Design consultant and ALLi Partner Member Aimee Coveney considers the benefits of video book trailers to promote self-published books, shares top tips on how to make them, and offers eight ways to put them to good use.

Video media is causing quite a stir in today’s book industry. Online promotion is highly effective in reaching a wide audience, and sharable media, such as videos, play a key role in gaining attention for many professionals. With that being the case, video media and, subsequently, book trailers have become increasingly popular amongst readers, authors and publishers. They are however, still held with some scepticism, many claiming they are simply ‘author bling’. This is due mostly to the amount of poorly produced examples there are, and the lack of knowledge in creating that buzz.

  • Some authors and readers feel strongly that book trailers invade on an otherwise traditional medium of words and imagination.
  • On the other hand, video is a proven method of marketing, and authors need to cater for all readers, both traditional and those that embrace the shift into a digital reading age.

What’s the Point of Book Trailers?

Book trailers bring your work to life in a way that many authors dream about during the writing process. With visual elements on the internet bringing in far more interaction than those websites without, book trailers can now play a huge role in your online platform.

The elements of your book trailer should be striking and professional. Images, video footage and music can be sourced online, although it is imperative to ensure they are appropriate for your work. Having a well-thought-out script, and putting these elements together effectively, is key. Having image and text appear one after the other can appear lacklustre and outdated. Smooth and creative effects are vital in creating a professional finish.

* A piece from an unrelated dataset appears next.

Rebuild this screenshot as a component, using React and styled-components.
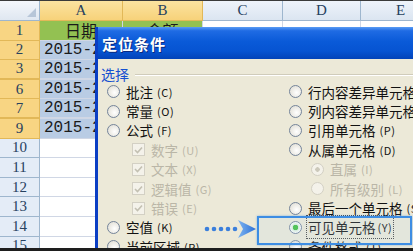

If you’re not able to employ a professional, ensure you watch other successful book or movie trailers to get a sense of how they are put together.

How Long Should a Book Trailer Be?

Duration is significant. Many authors are very passionate and have a lot that they wish to include. The longer the video, however, the less likely it is that people will watch to completion, and they may even lose interest. A length of between one and one and a half minutes is about right.

Eight Ways to Use Your Book Trailer

Once you have a completed book trailer. it is imperative to distribute it effectively. A professional should let you know if this is included in their service.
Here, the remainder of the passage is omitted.